-- start --

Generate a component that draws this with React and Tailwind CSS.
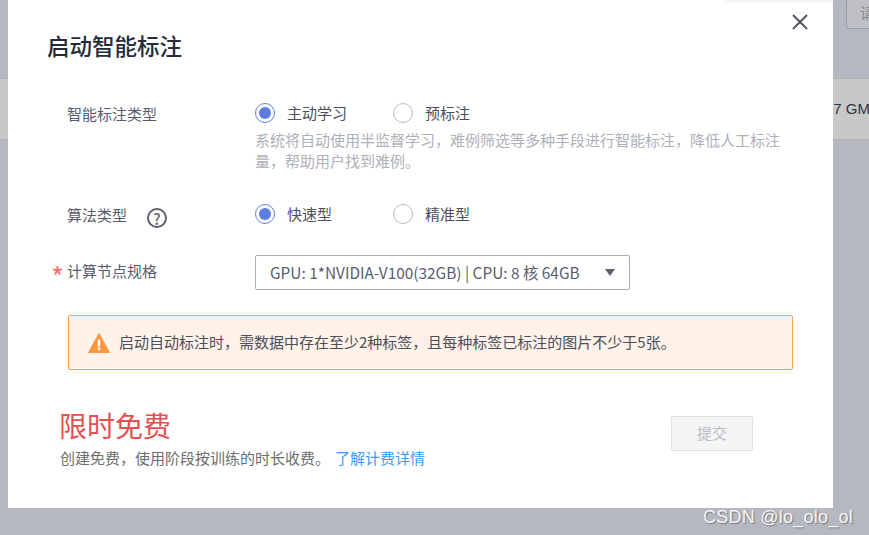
import { X } from "lucide-react";

const font = "font-['Noto_Sans_CJK_SC','Noto_Sans',sans-serif]";

function Radio({ checked, label }) {
  return (
    <div className="flex items-center w-[138px] gap-[12px]">
      <span
        className={`flex items-center justify-center w-5 h-5 rounded-full border bg-white ${
          checked ? "border-[#5f7fe6]" : "border-[#b9bcc4]"
        }`}
      >
        {checked && <span className="w-3 h-3 rounded-full bg-[#5d7ce0]" />}
      </span>
      <span className="text-[15px] leading-5 text-[#4d505a]">{label}</span>
    </div>
  );
}

export default function App() {
  return (
    <div className={`relative w-[869px] h-[535px] overflow-hidden bg-[#b5b8c1] ${font}`}>
      {/* page behind the dimmed overlay */}
      <div className="flex justify-end h-[78px]">
        <div className="w-[23px] h-[30px] -mt-px pl-[13px] pt-[2px] border border-r-0 border-[#9c9da2] rounded-l-[3px] bg-[#bfc0c5] text-[15px] whitespace-nowrap overflow-hidden text-[#8a8a8a]">
          请
        </div>
      </div>
      <div className="flex justify-end items-center h-[62px] border-y border-[#b2b2b2] bg-[#c8c8c8] text-[15px] text-[#33343c] font-['Liberation_Sans',sans-serif]">
        <span className="-mr-px">7 GM</span>
      </div>

      {/* dialog */}
      <div className="absolute left-2 top-0 w-[825px] h-[508px] bg-white pl-[39px] pt-[29px]">
        <div className="absolute top-0 right-0 w-[108px] h-[4px] rounded-bl-[4px] bg-gradient-to-b from-[#f1f1f3] to-white" />
        <button className="absolute top-[9px] right-[20px] text-[#50535e]">
          <X size={26} strokeWidth={1.7} />
        </button>
        <h2 className="text-[22.5px] leading-8 font-medium text-[#252b3a]">启动智能标注</h2>

        <div className="ml-[13px] mt-[42px] flex">
          <div className="w-[195px] pl-[7px] pt-[1px] text-[15px] leading-5 text-[#575d6c]">智能标注类型</div>
          <div className="w-[540px]">
            <div className="flex">
              <Radio checked label="主动学习" />
              <Radio label="预标注" />
            </div>
            <p className="mt-[6px] w-[530px] text-[15px] leading-[21px] text-[#adb0b8]">
              系统将自动使用半监督学习，难例筛选等多种手段进行智能标注，降低人工标注量，帮助用户找到难例。
            </p>
          </div>
        </div>

        <div className="ml-[13px] mt-[29px] flex">
          <div className="w-[195px] pl-[7px] flex items-center text-[15px] leading-5 text-[#575d6c]">
            <span className="pt-[2px]">算法类型</span>
            <span className="ml-[20px] mt-[8px] flex items-center justify-center w-5 h-5 rounded-full border-2 border-[#5c5f6b] text-[15px] font-medium leading-none text-[#5c5f6b]">
              ?
            </span>
          </div>
          <div className="flex">
            <Radio checked label="快速型" />
            <Radio label="精准型" />
          </div>
        </div>

        <div className="ml-[4px] mt-[27px] flex items-center">
          <div className="w-[204px] pb-[3px] flex items-center text-[15px] leading-5 text-[#575d6c]">
            <span className="w-[16px] h-5 text-[#f66f6a] text-[28px] leading-[30px]">*</span>
            <span>计算节点规格</span>
          </div>
          <div className="flex items-center justify-between w-[375px] h-[35px] px-[14px] rounded-[2px] border border-[#adb0b8] text-[15.4px] text-[#575d6c]">
            <span>GPU: 1*NVIDIA-V100(32GB) | CPU: 8 核 64GB</span>
            <svg width="10" height="7" viewBox="0 0 10 7">
              <path d="M0 0h10L5 7z" fill="#5c6070" />
            </svg>
          </div>
        </div>

        <div className="ml-[21px] mt-[25px] flex items-center w-[725px] h-[55px] pl-[19px] rounded-[2px] border border-[#f9a24c] bg-[#fff2e8] text-[15px] text-[#4c4f59]">
          <svg width="22" height="20" viewBox="0 0 22 20" className="mr-[9px] shrink-0">
            <path d="M11 0.5 L21.5 19.5 H0.5 Z" fill="#fa9841" stroke="#fa9841" strokeLinejoin="round" />
            <rect x="9.8" y="6.5" width="2.4" height="7" fill="#fff" />
            <rect x="9.8" y="14.7" width="2.4" height="2.4" fill="#fff" />
          </svg>
          启动自动标注时，需数据中存在至少2种标签，且每种标签已标注的图片不少于5张。
        </div>

        <div className="ml-[12px] mt-[35px] flex items-start">
          <div className="w-[612px]">
            <div className="text-[28px] leading-[40px] text-[#e25050]">限时免费</div>
            <div className="mt-[3px] ml-[1px] text-[15px] leading-5 text-[#6e6e6e]">
              创建免费，使用阶段按训练的时长收费。
              <span className="ml-[5px] text-[#3d9bf5]">了解计费详情</span>
            </div>
          </div>
          <button className="mt-[11px] w-[82px] h-[35px] rounded-[2px] border border-[#dfe1e6] bg-[#f5f5f6] text-[15px] text-[#b9bbc3]">
            提交
          </button>
        </div>
      </div>

      <div className="absolute left-[703px] top-[505px] text-[18px] tracking-[0.25px] leading-6 text-[#f4f4f4] font-['Liberation_Sans',sans-serif] [text-shadow:1px_1px_1px_#77797f]">
        CSDN @lo_olo_ol
      </div>
    </div>
  );
}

-- end --

Stated task:
Output the lines above in full and exactly as given, omitting any pictures.

Answer in full:
Generate a component that draws this with React and Tailwind CSS.
import { X } from "lucide-react";

const font = "font-['Noto_Sans_CJK_SC','Noto_Sans',sans-serif]";

function Radio({ checked, label }) {
  return (
    <div className="flex items-center w-[138px] gap-[12px]">
      <span
        className={`flex items-center justify-center w-5 h-5 rounded-full border bg-white ${
          checked ? "border-[#5f7fe6]" : "border-[#b9bcc4]"
        }`}
      >
        {checked && <span className="w-3 h-3 rounded-full bg-[#5d7ce0]" />}
      </span>
      <span className="text-[15px] leading-5 text-[#4d505a]">{label}</span>
    </div>
  );
}

export default function App() {
  return (
    <div className={`relative w-[869px] h-[535px] overflow-hidden bg-[#b5b8c1] ${font}`}>
      {/* page behind the dimmed overlay */}
      <div className="flex justify-end h-[78px]">
        <div className="w-[23px] h-[30px] -mt-px pl-[13px] pt-[2px] border border-r-0 border-[#9c9da2] rounded-l-[3px] bg-[#bfc0c5] text-[15px] whitespace-nowrap overflow-hidden text-[#8a8a8a]">
          请
        </div>
      </div>
      <div className="flex justify-end items-center h-[62px] border-y border-[#b2b2b2] bg-[#c8c8c8] text-[15px] text-[#33343c] font-['Liberation_Sans',sans-serif]">
        <span className="-mr-px">7 GM</span>
      </div>

      {/* dialog */}
      <div className="absolute left-2 top-0 w-[825px] h-[508px] bg-white pl-[39px] pt-[29px]">
        <div className="absolute top-0 right-0 w-[108px] h-[4px] rounded-bl-[4px] bg-gradient-to-b from-[#f1f1f3] to-white" />
        <button className="absolute top-[9px] right-[20px] text-[#50535e]">
          <X size={26} strokeWidth={1.7} />
        </button>
        <h2 className="text-[22.5px] leading-8 font-medium text-[#252b3a]">启动智能标注</h2>

        <div className="ml-[13px] mt-[42px] flex">
          <div className="w-[195px] pl-[7px] pt-[1px] text-[15px] leading-5 text-[#575d6c]">智能标注类型</div>
          <div className="w-[540px]">
            <div className="flex">
              <Radio checked label="主动学习" />
              <Radio label="预标注" />
            </div>
            <p className="mt-[6px] w-[530px] text-[15px] leading-[21px] text-[#adb0b8]">
              系统将自动使用半监督学习，难例筛选等多种手段进行智能标注，降低人工标注量，帮助用户找到难例。
            </p>
          </div>
        </div>

        <div className="ml-[13px] mt-[29px] flex">
          <div className="w-[195px] pl-[7px] flex items-center text-[15px] leading-5 text-[#575d6c]">
            <span className="pt-[2px]">算法类型</span>
            <span className="ml-[20px] mt-[8px] flex items-center justify-center w-5 h-5 rounded-full border-2 border-[#5c5f6b] text-[15px] font-medium leading-none text-[#5c5f6b]">
              ?
            </span>
          </div>
          <div className="flex">
            <Radio checked label="快速型" />
            <Radio label="精准型" />
          </div>
        </div>

        <div className="ml-[4px] mt-[27px] flex items-center">
          <div className="w-[204px] pb-[3px] flex items-center text-[15px] leading-5 text-[#575d6c]">
            <span className="w-[16px] h-5 text-[#f66f6a] text-[28px] leading-[30px]">*</span>
            <span>计算节点规格</span>
          </div>
          <div className="flex items-center justify-between w-[375px] h-[35px] px-[14px] rounded-[2px] border border-[#adb0b8] text-[15.4px] text-[#575d6c]">
            <span>GPU: 1*NVIDIA-V100(32GB) | CPU: 8 核 64GB</span>
            <svg width="10" height="7" viewBox="0 0 10 7">
              <path d="M0 0h10L5 7z" fill="#5c6070" />
            </svg>
          </div>
        </div>

        <div className="ml-[21px] mt-[25px] flex items-center w-[725px] h-[55px] pl-[19px] rounded-[2px] border border-[#f9a24c] bg-[#fff2e8] text-[15px] text-[#4c4f59]">
          <svg width="22" height="20" viewBox="0 0 22 20" className="mr-[9px] shrink-0">
            <path d="M11 0.5 L21.5 19.5 H0.5 Z" fill="#fa9841" stroke="#fa9841" strokeLinejoin="round" />
            <rect x="9.8" y="6.5" width="2.4" height="7" fill="#fff" />
            <rect x="9.8" y="14.7" width="2.4" height="2.4" fill="#fff" />
          </svg>
          启动自动标注时，需数据中存在至少2种标签，且每种标签已标注的图片不少于5张。
        </div>

        <div className="ml-[12px] mt-[35px] flex items-start">
          <div className="w-[612px]">
            <div className="text-[28px] leading-[40px] text-[#e25050]">限时免费</div>
            <div className="mt-[3px] ml-[1px] text-[15px] leading-5 text-[#6e6e6e]">
              创建免费，使用阶段按训练的时长收费。
              <span className="ml-[5px] text-[#3d9bf5]">了解计费详情</span>
            </div>
          </div>
          <button className="mt-[11px] w-[82px] h-[35px] rounded-[2px] border border-[#dfe1e6] bg-[#f5f5f6] text-[15px] text-[#b9bbc3]">
            提交
          </button>
        </div>
      </div>

      <div className="absolute left-[703px] top-[505px] text-[18px] tracking-[0.25px] leading-6 text-[#f4f4f4] font-['Liberation_Sans',sans-serif] [text-shadow:1px_1px_1px_#77797f]">
        CSDN @lo_olo_ol
      </div>
    </div>
  );
}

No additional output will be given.